Anders als die oft zitierte "Lähmschicht mittleres Management" sehen sie gerade Fach- und Führungskräften auf den mittleren Ebenen als entscheidende Akteure im Veränderungsprozess. Sie können die Brücke zwischen den visionären Idealen der obersten Leitung und den oft chaotischen Realitäten der Mitarbeitenden an vorderster Front bilden. Es entsteht eine spiralartige Bewegung, in der die großen Vision immer wieder an den bestehenden Realitäten gespiegelt werden und iterativer Fortschritt entsteht.

Middle-up-down Management nach Nonaka, eigene Darstellung

Lead by example - Mit gutem Beispiel vorangehen

Im Veränderungsmanagement gibt es den schönen Spruch "Leading by example is not only a change method but the only one". Gerade, wenn es bei dem Veränderungsvorhaben um Werte- oder Verhaltensänderung geht, müssen alle Treiber des Wandels mit gutem Beispiel voran gehen (Vorbilder, Role Models). Diesen Ansatz der Veränderung hat Mahatma Ghandi in diesem kurzen Zitat gut auf den Punkt gebracht:

Be the change you want to see in the world.
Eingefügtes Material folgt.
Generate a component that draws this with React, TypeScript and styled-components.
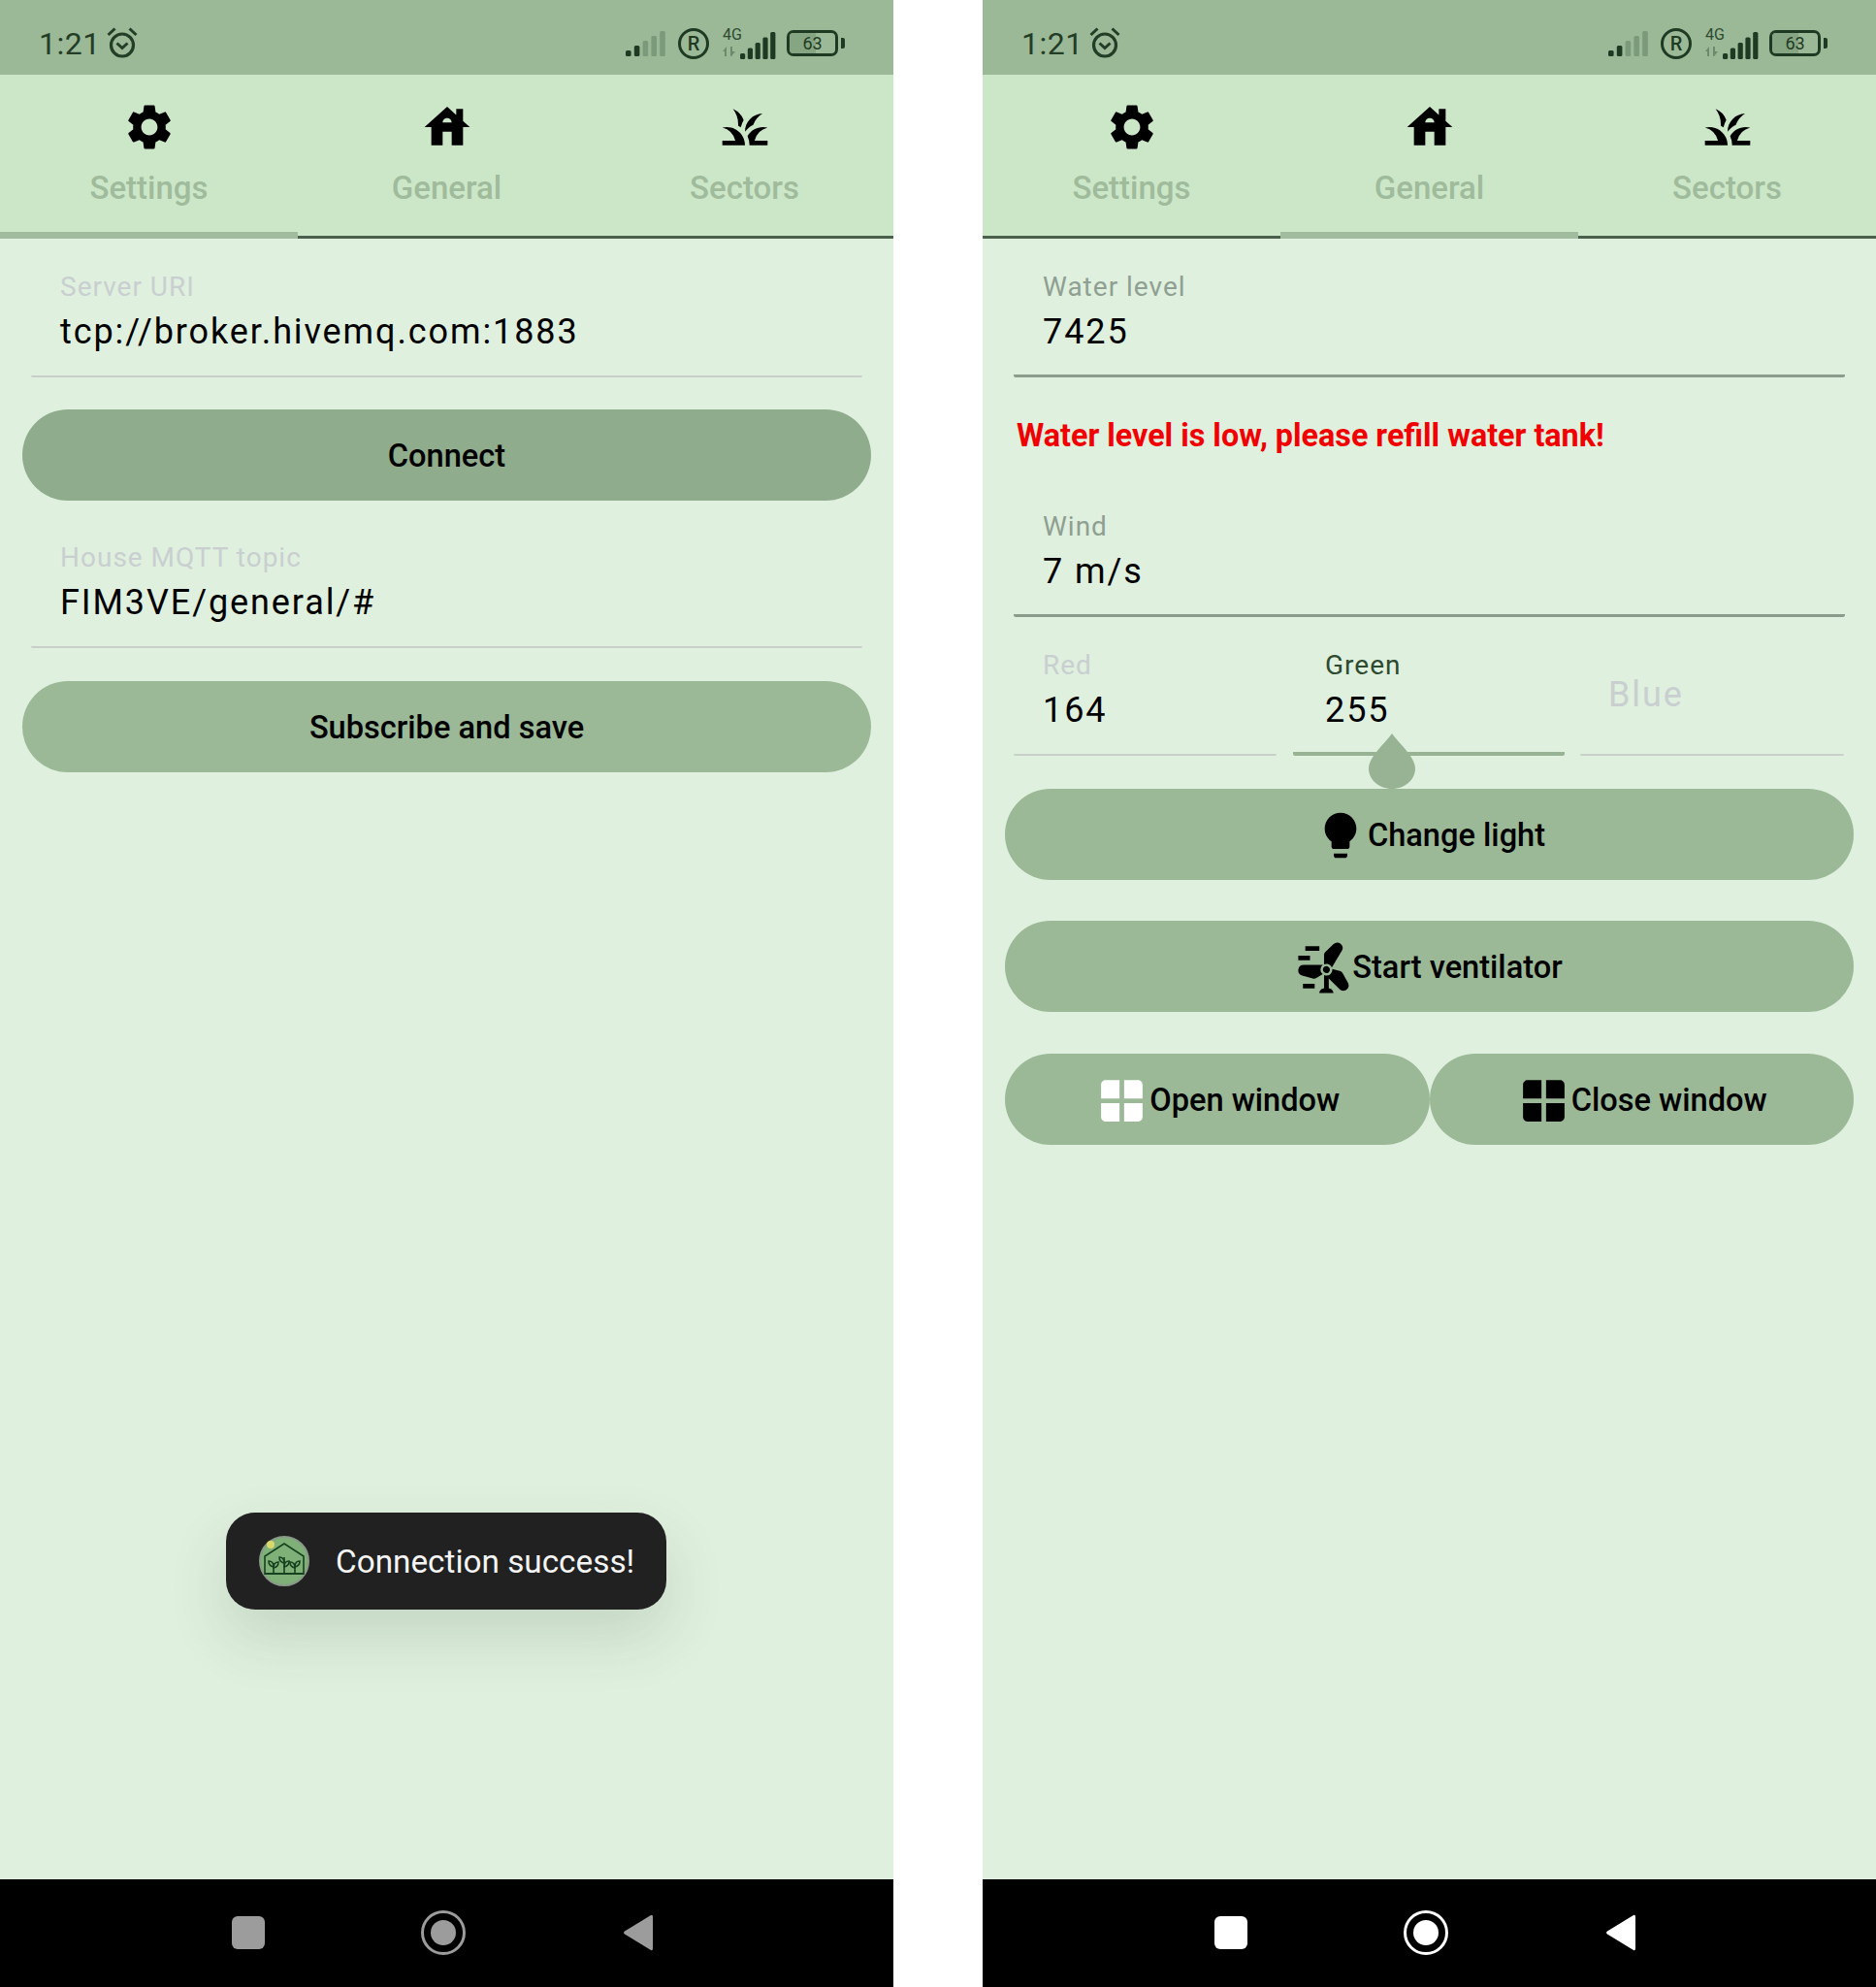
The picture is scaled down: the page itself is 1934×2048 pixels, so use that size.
import styled, { createGlobalStyle } from 'styled-components';
import { MdHouse, MdGrass, MdLightbulb, MdSettings, MdWindPower, MdWindow } from 'react-icons/md';

const GlobalStyle = createGlobalStyle`
  html, body {
    margin: 0;
    padding: 0;
    background: #ffffff;
  }
  * {
    box-sizing: border-box;
  }
`;

const Page = styled.div`
  width: 1934px;
  height: 2048px;
  display: flex;
  gap: 92px;
  font-family: Roboto, 'Noto Sans', sans-serif;
`;

const Phone = styled.div`
  position: relative;
  width: 921px;
  height: 2048px;
  display: flex;
  flex-direction: column;
  background: #dff0de;
  overflow: hidden;
`;

const StatusBar = styled.div`
  height: 77px;
  background: #9bb997;
  display: flex;
  align-items: center;
  justify-content: space-between;
  padding: 24px 50px 12px 40px;
  color: #1f3a22;
`;

const StatusGroup = styled.div`
  display: flex;
  align-items: center;
`;

const Time = styled.span`
  font-size: 32px;
  letter-spacing: 0.5px;
  margin-right: 5px;
  color: #233d26;
`;

const RegBadge = styled.span`
  width: 32px;
  height: 32px;
  margin: 0 14px 0 12px;
  border: 3px solid #1f3a22;
  border-radius: 50%;
  display: flex;
  align-items: center;
  justify-content: center;
  font-size: 20px;
  font-weight: 500;
`;

const NetworkBlock = styled.span`
  position: relative;
  width: 56px;
  height: 32px;
  margin-right: 10px;
`;

const NetworkLabel = styled.span`
  position: absolute;
  left: 0;
  top: -3px;
  font-size: 16px;
  color: #2c4a30;
`;

const BatteryBody = styled.span`
  position: relative;
  width: 53px;
  height: 27px;
  border: 3px solid #1f3a22;
  border-radius: 7px;
  display: flex;
  align-items: center;
  justify-content: center;
  font-size: 18px;
  color: #1f3a22;
  overflow: hidden;
`;

const BatteryFill = styled.span`
  position: absolute;
  left: 0;
  top: 0;
  bottom: 0;
  width: 58%;
  background: #86a583;
`;

const BatteryText = styled.span`
  position: relative;
`;

const BatteryTip = styled.span`
  width: 4px;
  height: 11px;
  margin-left: 3px;
  background: #1f3a22;
  border-radius: 0 2px 2px 0;
`;

const TabBar = styled.div`
  height: 169px;
  background: #cbe7c8;
  display: grid;
  grid-template-columns: repeat(3, 1fr);
`;

const Tab = styled.div<{ $active?: boolean }>`
  display: flex;
  flex-direction: column;
  align-items: center;
  padding-top: 26px;
  border-bottom: ${({ $active }) =>
    $active ? '7px solid #a0bb9d' : '3px solid #4b604c'};
  color: #000;

  svg {
    width: 56px;
    height: 56px;
    display: block;
  }
`;

const TabLabel = styled.span`
  margin-top: 15px;
  font-size: 33px;
  line-height: 40px;
  font-weight: 500;
  color: #9fbb9b;
`;

const Content = styled.div`
  flex: 1;
  display: flex;
  flex-direction: column;
  padding: 21px 23px 0;
`;

const Field = styled.div`
  position: relative;
  flex: none;
  height: 122px;
  padding: 11px 38px 0 30px;
  margin: 0 9px;
  border-bottom: 2px solid #c8cec8;
  border-radius: 0 0 2px 2px;
`;

const TopicField = styled(Field)`
  height: 121px;
  margin-top: 31px;
  padding-top: 10px;
`;

const DarkField = styled(Field)`
  border-bottom: 3px solid #8c9c8c;
`;

const FieldLabel = styled.div<{ $tone?: string }>`
  font-size: 28px;
  line-height: 36px;
  letter-spacing: 1px;
  color: ${({ $tone }) => $tone || '#c9cfd0'};
`;

const FieldValue = styled.div`
  margin-top: 3px;
  font-size: 36px;
  line-height: 50px;
  letter-spacing: 1.9px;
  color: #000;
`;

const Placeholder = styled.div`
  margin-top: 23px;
  font-size: 36px;
  line-height: 50px;
  letter-spacing: 1.9px;
  color: #c9cfd0;
`;

const Button = styled.div<{ $dark?: boolean }>`
  height: 94px;
  flex: 1;
  padding-top: 2px;
  display: flex;
  align-items: center;
  justify-content: center;
  border-radius: 47px;
  background: ${({ $dark }) => ($dark ? '#8fac8d' : '#9bb997')};
  color: #000;
  font-size: 32.6px;
  font-weight: 500;
`;

const ButtonRow = styled.div<{ $top: number }>`
  display: flex;
  margin-top: ${({ $top }) => $top}px;
`;

const WaterWarning = styled.div`
  margin: 38px 0 0 12px;
  height: 87px;
  font-size: 32.3px;
  line-height: 44px;
  font-weight: 700;
  color: #f00000;
`;

const RgbRow = styled.div`
  display: flex;
  height: 143px;
`;

const RedField = styled(Field)`
  width: 271px;
  height: 143px;
  margin: 0 17px 0 9px;
  padding: 32px 0 0 30px;
`;

const GreenField = styled(Field)`
  width: 280px;
  height: 143px;
  margin: 0;
  padding: 32px 0 0 33px;
  border-bottom: 4px solid #97b394;
`;

const BlueField = styled(Field)`
  width: 272px;
  height: 143px;
  margin: 0 9px 0 16px;
  padding: 32px 0 0 29px;
`;

const SliderThumb = styled.svg`
  position: absolute;
  left: 77px;
  bottom: -38px;
  width: 50px;
  height: 57px;
`;

const Toast = styled.div`
  position: absolute;
  left: 233px;
  top: 1559px;
  width: 454px;
  height: 100px;
  padding-left: 34px;
  display: flex;
  align-items: center;
  gap: 27px;
  border-radius: 30px;
  background: #212121;
  color: #f4f4f4;
  font-size: 33.3px;
  box-shadow: 0 28px 60px rgba(60, 90, 60, 0.16);

  svg {
    flex: none;
  }
`;

const NavBar = styled.div`
  height: 111px;
  padding-right: 7px;
  background: #000;
  display: grid;
  grid-template-columns: repeat(3, 201px);
  justify-content: center;
  align-items: center;
`;

const NavCell = styled.div`
  display: flex;
  justify-content: center;
  padding-bottom: 1px;
`;

const NavSquare = styled.div<{ $color: string }>`
  width: 34px;
  height: 34px;
  border-radius: 6px;
  background: ${({ $color }) => $color};
`;

const NavCircle = styled.div<{ $color: string }>`
  width: 46px;
  height: 46px;
  padding: 7px;
  border: 3px solid ${({ $color }) => $color};
  border-radius: 50%;

  &::after {
    content: '';
    display: block;
    width: 100%;
    height: 100%;
    border-radius: 50%;
    background: ${({ $color }) => $color};
  }
`;

const NavBack = ({ color }: { color: string }) => (
  <svg width="32" height="40" viewBox="0 0 32 40">
    <path
      d="M29 2 Q31 1 31 4 V36 Q31 39 29 38 L2 21.5 Q0 20 2 18.5 Z"
      fill={color}
    />
  </svg>
);

const AlarmIcon = () => (
  <svg width="34" height="34" viewBox="0 0 34 34" fill="none" stroke="#233d26">
    <circle cx="17" cy="18.5" r="11.5" strokeWidth="3.2" />
    <path d="M11.5 16.5 17 21.5 22.5 16.5" strokeWidth="3" />
    <path d="M9.5 1.5 2.5 8" strokeWidth="3" />
    <path d="M24.5 1.5 31.5 8" strokeWidth="3" />
  </svg>
);

const SignalBars = ({ lit, width = 42 }: { lit: number; width?: number }) => (
  <svg width={width} height="27" viewBox="0 0 42 27">
    {[0, 1, 2, 3, 4].map((i) => (
      <rect
        key={i}
        x={i * 8.8}
        y={21 - i * 5}
        width="5.6"
        height={6 + i * 5}
        rx="1.5"
        fill={i < lit ? '#1f3a22' : '#7b9a79'}
      />
    ))}
  </svg>
);

const SmallArrows = styled.svg`
  position: absolute;
  left: 0;
  bottom: 2px;
`;

const StatusContent = () => (
  <StatusBar>
    <StatusGroup>
      <Time>1:21</Time>
      <AlarmIcon />
    </StatusGroup>
    <StatusGroup>
      <SignalBars lit={2} />
      <RegBadge>R</RegBadge>
      <NetworkBlock>
        <NetworkLabel>4G</NetworkLabel>
        <SmallArrows width="14" height="12" viewBox="0 0 14 12" fill="#6d8a6c">
          <path d="M0 6 4 1 V11 H2 V6 Z" />
          <path d="M8 1 H10 V6 H13 L9 11 H8 Z" />
        </SmallArrows>
        <svg width="56" height="32" viewBox="0 0 56 32">
          {[0, 1, 2, 3, 4].map((i) => (
            <rect
              key={i}
              x={18 + i * 7.8}
              y={26 - i * 5.5}
              width="5.2"
              height={6 + i * 5.5}
              rx="1.5"
              fill="#1f3a22"
            />
          ))}
        </svg>
      </NetworkBlock>
      <BatteryBody>
        <BatteryFill />
        <BatteryText>63</BatteryText>
      </BatteryBody>
      <BatteryTip />
    </StatusGroup>
  </StatusBar>
);

const Tabs = ({ active }: { active: number }) => (
  <TabBar>
    <Tab $active={active === 0}>
      <MdSettings />
      <TabLabel>Settings</TabLabel>
    </Tab>
    <Tab $active={active === 1}>
      <MdHouse />
      <TabLabel>General</TabLabel>
    </Tab>
    <Tab $active={active === 2}>
      <MdGrass />
      <TabLabel>Sectors</TabLabel>
    </Tab>
  </TabBar>
);

const Nav = ({ color }: { color: string }) => (
  <NavBar>
    <NavCell>
      <NavSquare $color={color} />
    </NavCell>
    <NavCell>
      <NavCircle $color={color} />
    </NavCell>
    <NavCell>
      <NavBack color={color} />
    </NavCell>
  </NavBar>
);

const ToastLogo = () => (
  <svg width="52" height="52" viewBox="0 0 52 52">
    <circle cx="26" cy="26" r="25" fill="#7fb078" stroke="#8a9a88" strokeWidth="2" />
    <circle cx="12" cy="9" r="4" fill="#d9d86a" />
    <g fill="none" stroke="#17421f" strokeWidth="1.6">
      <path d="M6 40 V21 L26 8 L46 21 V40" />
      <path d="M6 39 H46" strokeWidth="2.2" />
      <path d="M15 38 V28 M26 38 V22 M37 38 V28" />
      <path d="M15 32 Q10 31 10 26 Q15 26 15 32 Z" />
      <path d="M15 33 Q20 32 20 27 Q15 27 15 33 Z" />
      <path d="M26 28 Q21 27 21 22 Q26 22 26 28 Z" />
      <path d="M26 32 Q31 31 31 26 Q26 26 26 32 Z" />
      <path d="M37 33 Q32 32 32 27 Q37 27 37 33 Z" />
      <path d="M37 32 Q42 31 42 26 Q37 26 37 32 Z" />
    </g>
  </svg>
);

export default function App() {
  return (
    <>
      <GlobalStyle />
      <Page>
        <Phone>
          <StatusContent />
          <Tabs active={0} />
          <Content>
            <Field>
              <FieldLabel>Server URI</FieldLabel>
              <FieldValue>tcp://broker.hivemq.com:1883</FieldValue>
            </Field>
            <ButtonRow $top={33}>
              <Button $dark>Connect</Button>
            </ButtonRow>
            <TopicField>
              <FieldLabel>House MQTT topic</FieldLabel>
              <FieldValue>FIM3VE/general/#</FieldValue>
            </TopicField>
            <ButtonRow $top={34}>
              <Button>Subscribe and save</Button>
            </ButtonRow>
          </Content>
          <Toast>
            <ToastLogo />
            Connection success!
          </Toast>
          <Nav color="#9c9c9c" />
        </Phone>
        <Phone>
          <StatusContent />
          <Tabs active={1} />
          <Content>
            <DarkField>
              <FieldLabel $tone="#8f9f92">Water level</FieldLabel>
              <FieldValue>7425</FieldValue>
            </DarkField>
            <WaterWarning>Water level is low, please refill water tank!</WaterWarning>
            <DarkField>
              <FieldLabel $tone="#8f9f92">Wind</FieldLabel>
              <FieldValue>7 m/s</FieldValue>
            </DarkField>
            <RgbRow>
              <RedField>
                <FieldLabel>Red</FieldLabel>
                <FieldValue>164</FieldValue>
              </RedField>
              <GreenField>
                <FieldLabel $tone="#2d4a30">Green</FieldLabel>
                <FieldValue>255</FieldValue>
                <SliderThumb viewBox="0 0 50 57">
                  <path d="M25 0 C31 9 49 24 49 36 C49 48 38 57 25 57 C12 57 1 48 1 36 C1 24 19 9 25 0 Z" fill="#97b394" />
                </SliderThumb>
              </GreenField>
              <BlueField>
                <Placeholder>Blue</Placeholder>
              </BlueField>
            </RgbRow>
            <ButtonRow $top={34}>
              <Button>
                <MdLightbulb size={56} />
                Change light
              </Button>
            </ButtonRow>
            <ButtonRow $top={42}>
              <Button>
                <MdWindPower size={58} />
                Start ventilator
              </Button>
            </ButtonRow>
            <ButtonRow $top={43}>
              <Button>
                <MdWindow size={57} color="#ffffff" />
                Open window
              </Button>
              <Button>
                <MdWindow size={57} />
                Close window
              </Button>
            </ButtonRow>
          </Content>
          <Nav color="#ffffff" />
        </Phone>
      </Page>
    </>
  );
}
Das Video First Follower: Leadership Lessons from Dancing Guy zeigt das Gefühl, das man als erster Treiber einer Veränderung hat: man fühlt sich als "Lone Nut". Es kommt darauf an, die ersten Personen zu finden, die mitmachen (First Follower). Sind diese gefunden, ist der Kern für für eine Veränderungsbewegung geschaffen, die von alleine wachsen und skalieren kann. Das Gefühl, das sich einstellt hat Lugano Kihachi im Video zum Continental GUIDE Kick-off mit "I'm not alone!" schön in Worte gekleidet.